Two things to notice, both the heart of the chapter. First, the step used the hypothesis at $k - 3$, which is not the immediately preceding case $k$ — that is why ordinary induction would not serve. Second, the step is only valid once $k - 3 \ge 12$, i.e. $k + 1 \ge 16$; the four amounts $12, 13, 14, 15$ lie below where the step takes over and so had to be checked by hand. Four base cases, because the step reaches four back. That is the whole moral.

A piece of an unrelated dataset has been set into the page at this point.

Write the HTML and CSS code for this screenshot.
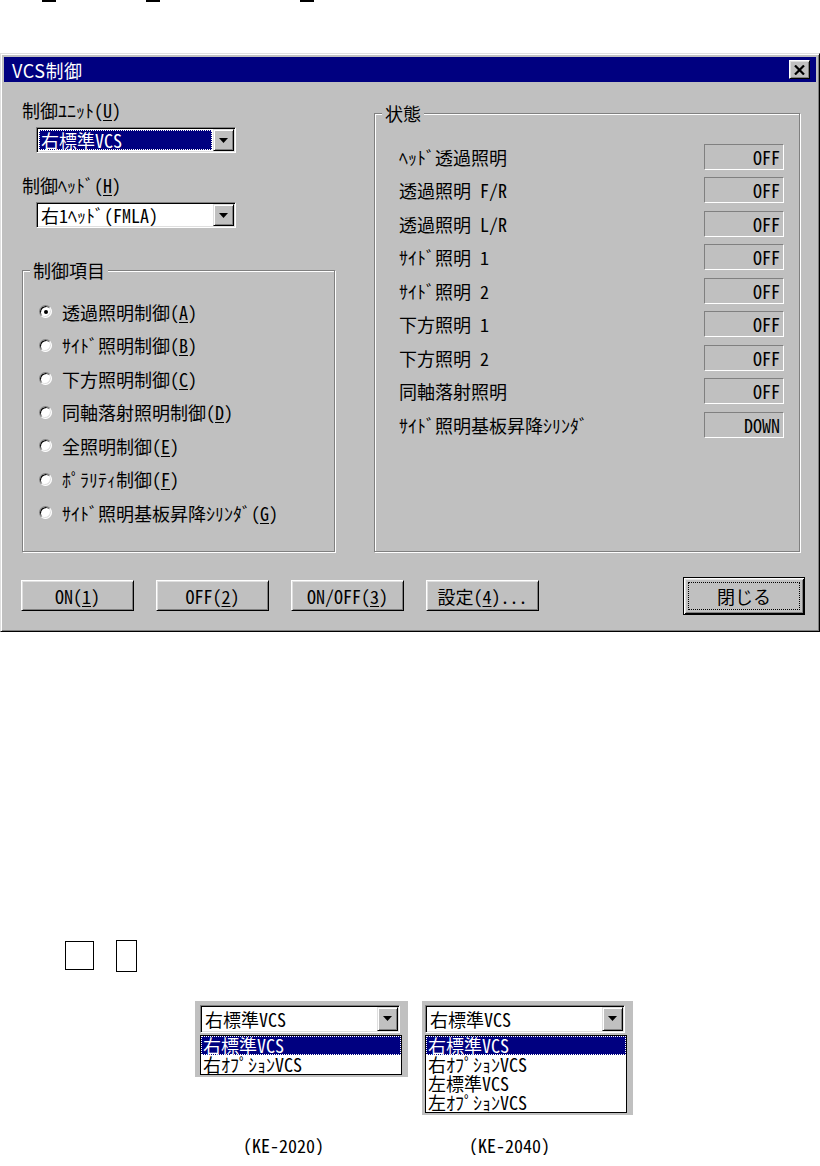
FILE: index.html
```html
<!DOCTYPE html>
<html lang="ja">
<head>
  <meta charset="UTF-8">
  <title>VCS制御</title>
  <link rel="stylesheet" href="styles.css">
</head>
<body>
  <div class="cutoff">
    <i class="mark"></i>
    <i class="mark mark-2"></i>
    <i class="mark mark-3"></i>
  </div>

  <div class="dialog">
    <div class="titlebar">
      <span class="title">VCS制御</span>
      <button class="close" title="閉じる">
        <svg width="11" height="10" viewBox="0 0 11 10"><path d="M1 0.5l9 9M10 0.5l-9 9" stroke="#000" stroke-width="2.2"/></svg>
      </button>
    </div>

    <div class="dlg-main">
      <div class="left-col">
        <label class="lbl">制御ﾕﾆｯﾄ(<u>U</u>)</label>
        <div class="combo">
          <span class="combo-text"><span class="sel">右標準VCS</span></span>
          <span class="drop"><svg width="9" height="5" viewBox="0 0 9 5"><path d="M0 0h9L4.5 5z"/></svg></span>
        </div>

        <label class="lbl">制御ﾍｯﾄﾞ(<u>H</u>)</label>
        <div class="combo">
          <span class="combo-text">右1ﾍｯﾄﾞ(FMLA)</span>
          <span class="drop"><svg width="9" height="5" viewBox="0 0 9 5"><path d="M0 0h9L4.5 5z"/></svg></span>
        </div>

        <fieldset class="group items">
          <legend>制御項目</legend>
          <div class="group-body">
            <div class="radio-row"><span class="radio checked"></span>透過照明制御(<u>A</u>)</div>
            <div class="radio-row"><span class="radio"></span>ｻｲﾄﾞ照明制御(<u>B</u>)</div>
            <div class="radio-row"><span class="radio"></span>下方照明制御(<u>C</u>)</div>
            <div class="radio-row"><span class="radio"></span>同軸落射照明制御(<u>D</u>)</div>
            <div class="radio-row"><span class="radio"></span>全照明制御(<u>E</u>)</div>
            <div class="radio-row"><span class="radio"></span>ﾎﾟﾗﾘﾃｨ制御(<u>F</u>)</div>
            <div class="radio-row"><span class="radio"></span>ｻｲﾄﾞ照明基板昇降ｼﾘﾝﾀﾞ(<u>G</u>)</div>
          </div>
        </fieldset>
      </div>

      <fieldset class="group status">
        <legend>状態</legend>
        <div class="group-body">
          <div class="stat-row"><span>ﾍｯﾄﾞ透過照明</span><span class="val">OFF</span></div>
          <div class="stat-row"><span>透過照明 F/R</span><span class="val">OFF</span></div>
          <div class="stat-row"><span>透過照明 L/R</span><span class="val">OFF</span></div>
          <div class="stat-row"><span>ｻｲﾄﾞ照明 1</span><span class="val">OFF</span></div>
          <div class="stat-row"><span>ｻｲﾄﾞ照明 2</span><span class="val">OFF</span></div>
          <div class="stat-row"><span>下方照明 1</span><span class="val">OFF</span></div>
          <div class="stat-row"><span>下方照明 2</span><span class="val">OFF</span></div>
          <div class="stat-row"><span>同軸落射照明</span><span class="val">OFF</span></div>
          <div class="stat-row"><span>ｻｲﾄﾞ照明基板昇降ｼﾘﾝﾀﾞ</span><span class="val">DOWN</span></div>
        </div>
      </fieldset>
    </div>

    <div class="btn-row">
      <button class="btn">ON(<u>1</u>)</button>
      <button class="btn">OFF(<u>2</u>)</button>
      <button class="btn">ON/OFF(<u>3</u>)</button>
      <button class="btn">設定(<u>4</u>)...</button>
      <button class="btn btn-default"><span class="focus">閉じる</span></button>
    </div>
  </div>

  <div class="boxes">
    <span class="box box-a"></span>
    <span class="box box-b"></span>
  </div>

  <div class="samples">
    <div class="panel panel-2020">
      <div class="combo combo-sample">
        <span class="combo-text">右標準VCS</span>
        <span class="drop"><svg width="9" height="5" viewBox="0 0 9 5"><path d="M0 0h9L4.5 5z"/></svg></span>
      </div>
      <ul class="list">
        <li class="on">右標準VCS</li>
        <li>右ｵﾌﾟｼｮﾝVCS</li>
      </ul>
    </div>
    <div class="panel panel-2040">
      <div class="combo combo-sample">
        <span class="combo-text">右標準VCS</span>
        <span class="drop"><svg width="9" height="5" viewBox="0 0 9 5"><path d="M0 0h9L4.5 5z"/></svg></span>
      </div>
      <ul class="list">
        <li class="on">右標準VCS</li>
        <li>右ｵﾌﾟｼｮﾝVCS</li>
        <li>左標準VCS</li>
        <li>左ｵﾌﾟｼｮﾝVCS</li>
      </ul>
    </div>
    <div class="caption cap-2020">(KE-2020)</div>
    <div class="caption cap-2040">(KE-2040)</div>
  </div>
</body>
</html>
```

FILE: styles.css
```css
body {
  margin: 0;
  width: 820px;
  background: #fff;
  color: #000;
  font-family: "Noto Sans CJK JP", sans-serif;
  font-size: 18px;
  line-height: 20px;
  font-feature-settings: "hwid" 1;
}
u {
  text-decoration-thickness: 1px;
  text-underline-offset: 2px;
}

/* cut off text line above the dialog */
.cutoff {
  display: flex;
  height: 2px;
  padding-left: 42px;
}
.mark {
  width: 14px;
  height: 2px;
  background: #000;
}
.mark-2 {
  margin-left: 90px;
}
.mark-3 {
  margin-left: 140px;
}

/* window */
.dialog {
  margin-top: 51px;
  width: 820px;
  box-sizing: border-box;
  padding: 3px;
  background: #c0c0c0;
  border: 1px solid;
  border-color: #dfdfdf #000 #000 #dfdfdf;
  box-shadow: inset 1px 1px #fff, inset -1px -1px #808080;
}
.titlebar {
  display: flex;
  align-items: center;
  justify-content: space-between;
  height: 25px;
  padding: 0 6px 0 8px;
  background: #000080;
  color: #fff;
}
.title {
  font-feature-settings: normal;
  letter-spacing: 0.5px;
}
.close {
  display: flex;
  align-items: center;
  justify-content: center;
  width: 21px;
  height: 19px;
  padding: 0;
  background: #c0c0c0;
  border: 1px solid;
  border-color: #fff #000 #000 #fff;
  box-shadow: inset 1px 1px #dfdfdf, inset -1px -1px #808080;
}

.dlg-main {
  display: flex;
  padding: 18px 0 0 18px;
}
.left-col {
  width: 313px;
}
.lbl {
  display: block;
  height: 20px;
}

/* combo box */
.combo {
  display: flex;
  box-sizing: border-box;
  width: 200px;
  height: 26px;
  margin: 7px 0 22px 14px;
  background: #fff;
  border: 1px solid;
  border-color: #808080 #fff #fff #808080;
  box-shadow: inset 1px 1px #000, inset -1px -1px #dfdfdf;
  padding: 1px;
}
.combo-text {
  flex: 1;
  display: flex;
  align-items: center;
  padding: 1px 1px 1px 3px;
  line-height: 20px;
  white-space: nowrap;
}
.combo .sel {
  flex: 1;
  margin-left: -2px;
  padding-left: 1px;
  background: #000080;
  color: #fff;
  border: 1px dotted #fff;
  line-height: 18px;
}
.drop {
  display: flex;
  align-items: center;
  justify-content: center;
  box-sizing: border-box;
  width: 21px;
  background: #c0c0c0;
  border: 1px solid;
  border-color: #dfdfdf #000 #000 #dfdfdf;
  box-shadow: inset 1px 1px #fff, inset -1px -1px #808080;
}

/* group boxes */
.group {
  margin: 0;
  padding: 0;
  min-width: 0;
  border: 1px solid #808080;
  box-shadow: inset 1px 1px #fff, 1px 1px #fff;
}
.group legend {
  margin-left: 7px;
  padding: 0 3px;
  background: #c0c0c0;
  line-height: 20px;
}
.items {
  margin-top: 32px;
}
.items .group-body {
  padding: 15px 0 21px 16px;
}
.radio-row {
  display: flex;
  align-items: center;
  height: 33.5px;
  white-space: nowrap;
}
.radio {
  display: flex;
  align-items: center;
  justify-content: center;
  box-sizing: border-box;
  width: 13px;
  height: 13px;
  margin-right: 10px;
  border-radius: 50%;
  background: #fff;
  border: 1px solid;
  border-color: #808080 #fff #fff #808080;
  box-shadow: inset 1px 1px #000, inset -1px -1px #dfdfdf;
}
.radio.checked::after {
  content: "";
  width: 4px;
  height: 4px;
  border-radius: 50%;
  background: #000;
}

.status {
  width: 426px;
  box-sizing: border-box;
  margin-left: 39px;
  margin-top: 3px;
}
.status .group-body {
  padding: 17px 15px 0 24px;
}
.stat-row {
  display: flex;
  align-items: center;
  justify-content: space-between;
  height: 33.5px;
  white-space: nowrap;
}
.val {
  box-sizing: border-box;
  width: 80px;
  height: 26px;
  padding-right: 3px;
  text-align: right;
  line-height: 24px;
  border: 1px solid;
  border-color: #808080 #fff #fff #808080;
}

/* buttons */
.btn-row {
  display: flex;
  align-items: center;
  gap: 22px;
  margin: 25px 0 13px;
  padding: 0 11px 0 17px;
}
.btn {
  box-sizing: border-box;
  width: 113px;
  height: 31px;
  padding: 0;
  background: #c0c0c0;
  color: #000;
  font: inherit;
  font-feature-settings: inherit;
  border: 1px solid;
  border-color: #fff #000 #000 #fff;
  box-shadow: inset 1px 1px #dfdfdf, inset -1px -1px #808080;
}
.btn-default {
  display: flex;
  width: 122px;
  height: 38px;
  margin-left: auto;
  padding: 4px;
  border-color: #000;
  box-shadow: inset 1px 1px #fff, inset -1px -1px #000, inset 2px 2px #dfdfdf, inset -2px -2px #808080;
  font-feature-settings: normal;
}
.focus {
  flex: 1;
  display: flex;
  align-items: center;
  justify-content: center;
  border: 1px dotted #000;
}

/* figure below the dialog */
.boxes {
  display: flex;
  align-items: center;
  height: 32px;
  margin-top: 308px;
  padding-left: 65px;
}
.box {
  box-sizing: border-box;
  border: 1px solid #000;
}
.box-a {
  width: 29px;
  height: 29px;
}
.box-b {
  width: 21px;
  height: 32px;
  margin-left: 22px;
}

.samples {
  display: grid;
  grid-template-columns: 213px 211px;
  column-gap: 14px;
  row-gap: 20px;
  align-items: start;
  margin-top: 29px;
  padding-left: 195px;
}
.panel {
  background: #c0c0c0;
  padding: 4px 6px 2px 5px;
}
.panel-2040 {
  padding-left: 3px;
}
.combo-sample {
  margin: 0;
  height: 28px;
}
.list {
  list-style: none;
  margin: 2px 0 0;
  padding: 0;
  background: #fff;
  border: 1px solid #000;
}
.list li {
  height: 19px;
  line-height: 19px;
  padding-left: 2px;
  white-space: nowrap;
}
.list li.on {
  background: #000080;
  color: #fff;
  outline: 1px dotted #fff;
  outline-offset: -1px;
}
.caption {
  line-height: 20px;
}
.cap-2020 {
  padding-left: 48px;
}
.cap-2040 {
  padding-left: 47px;
}
```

🐛 Find the Error. A teammate "simplifies" the proof to use only one base case, $n = 12$, claiming "the step covers everything else." Where does their argument fail, and on which amount does the gap show?

Answer

With only $P(12)$ proved, the step (reduce by 4) at $n = 13$ would need $P(9)$, at $n = 14$ would need $P(10)$, and at $n = 15$ would need $P(11)$ — none of which is established (and $P(11)$ is outright false, since $11$ is unmakeable). The chain reaches $16, 20, 24, \dots$ (the $n \equiv 0 \bmod 4$ ladder) but never $13, 14, 15$ or anything on their ladders. The gap shows immediately at $13$. You need all four bottom rungs.

Discussion Questions

  1. The empirical scan (Phase 1) and the proof (Phase 4) play different roles. State precisely what the scan established and what the proof added — and why neither alone is sufficient for a production promise.
  2. We chose to reduce by four (add a 4-cent stamp). Could the proof instead reduce by five (add a 5-cent stamp)? How many base cases would that version need, and which ones? Is one version "better"?
  3. The recursive make_postage_rec and the searching make_postage can return different valid representations of the same amount. Is that a bug? What would it take to specify a canonical answer (e.g., the one using the fewest stamps), and would the proof change?
  4. (From the Productive Struggle.) With 4- and 6-cent stamps, the reduce-by-4 step still works, but the set of makeable amounts is different — only even amounts are makeable at all. Explain why, using a divisibility/$\gcd$ argument, and state the new threshold above which every even amount is makeable.
  5. The largest impossible amount for $\{4, 5\}$ is $11 = 4\cdot 5 - 4 - 5$. This is the Frobenius number $g(4, 5)$. Look up the formula $g(a, b) = ab - a - b$ for coprime $a, b$ and verify it for $\{3, 7\}$ and $\{5, 8\}$. Why does the formula require $a$ and $b$ to be coprime?

Your Turn: Extensions

  • Option A (generalize the denominations, build + prove). Write make_postage_general(n, coins) for an arbitrary tuple of coprime denominations, and for the specific case $\{3, 5\}$ prove by strong induction that every $n \ge 8$ is makeable. State the number of base cases (the step reduces by 3) and verify your threshold against the Frobenius formula.
  • Option B (the Toolkit's generic evaluator). Recall recursive_seq(step, base, n) from the Project Checkpoint. Use it to tabulate the "smallest number of stamps to make $n$" as a recurrence $m(n) = 1 + \min(m(n-4), m(n-5))$ for $n \ge 12$ with appropriate base values, and explain why this recurrence's step (a min over two predecessors) is itself strong-induction-shaped.
  • Option C (test then prove, your own denominations). Pick two coprime denominations of your choice, scan for the impossible amounts and the threshold in code, conjecture the threshold, then write the strong-induction proof with the correct number of base cases. Confirm the threshold matches $ab - a - b + 1$.

Key Takeaways

  1. The proof is the design spec. We fixed the inductive step first; it dictated the reduction the code performs and the base cases it must hard-check. Build the proof and the program together.
  2. Count base cases by the reach of the step. Reduce-by-4 ⟹ four base cases ($12, 13, 14, 15$); each covers one residue class mod 4. Three would leave a whole ladder (and the false $P(11)$) unsupported.
  3. Computation finds the threshold; proof guarantees it. The scan revealed $11$ as the last impossible amount; only strong induction promises every amount from $12$ up works, forever.
  4. A constructive proof yields a constructive algorithm. Because the step builds a representation of $n$ from one of $n - 4$, the function returns the actual stamp counts, not just a yes/no.
  5. Hand-tracing is how you verify expected output. We derived every (fours, fives) by walking the recursion on paper — the same "never run code, reason it through" discipline this book insists on, and the trace doubled as a tour of the proof's reduction.